Format rewards are dense, but answer-correctness rewards are sparse (only evaluated at the end if the final extraction matches the ground truth). If the model only receives a reward for perfection, it might randomly generate tokens for thousands of steps without ever stumbling upon a correct answer, resulting in 0 gradients and no learning.

Tiered shaping is one way to keep the correctness learning signal meaningful, we use t:

Format Breadcrumbs (+0.1 to +0.5): Give small, dense rewards for correctly opening a <think> tag, closing it </think>, and opening an <answer> tag.
The Correctness Jackpot (+2.0): Give a massive reward only if the final extracted string mathematically matches the ground truth.

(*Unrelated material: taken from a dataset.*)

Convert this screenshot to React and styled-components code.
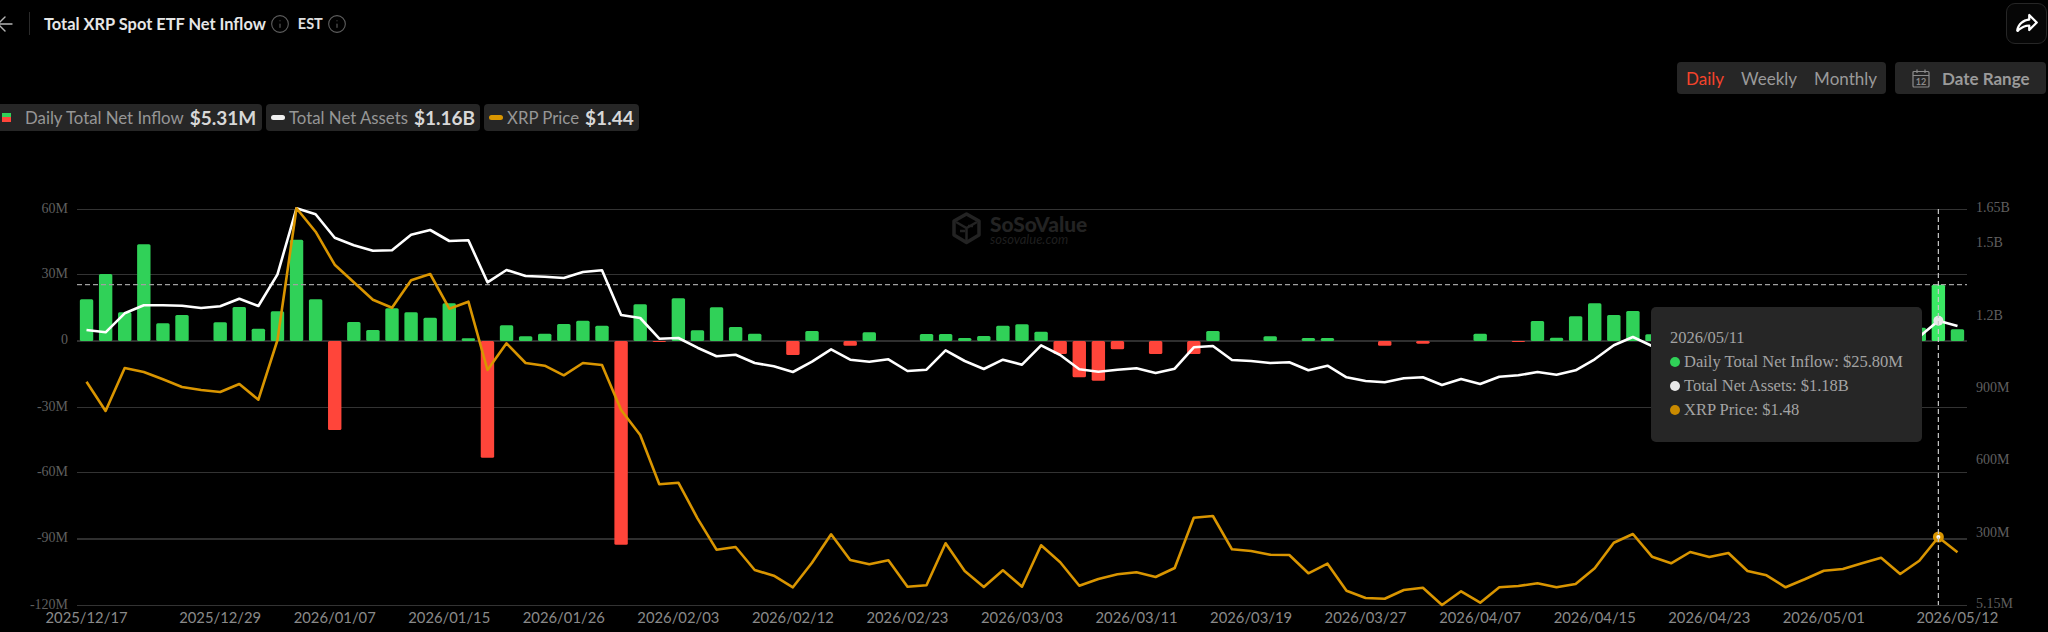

This bootstraps the policy. The dense rewards guide the model to learn the structural syntax first. Once the model reliably outputs the <answer> tags, it creates the structural “container” required for the verifier to check the math, allowing it to finally experience and learn from the sparse, high-value correctness signal.

References

[1] Brian D. Ziebart, Andrew Maas, J. Andrew Bagnell, and Anind K. Dey. 2008. Maximum entropy inverse reinforcement learning. In Proceedings of the 23rd national conference on Artificial intelligence - Volume 3 (AAAI’08). AAAI Press, 1433–1438.

[2] Pieter Abbeel and Andrew Y. Ng. 2004. Apprenticeship learning via inverse reinforcement learning. In Proceedings of the twenty-first international conference on Machine learning (ICML ‘04). Association for Computing Machinery, New York, NY, USA, 1. https://doi.org/10.1145/1015330.1015430

[3] Shao, Zhihong, Peiyi Wang, Qihao Zhu, Runxin Xu, Jun-Mei Song, Mingchuan Zhang, Y. K. Li, Yu Wu and Daya Guo. “DeepSeekMath: Pushing the Limits of Mathematical Reasoning in Open Language Models.” ArXiv abs/2402.03300 (2024): n. pag.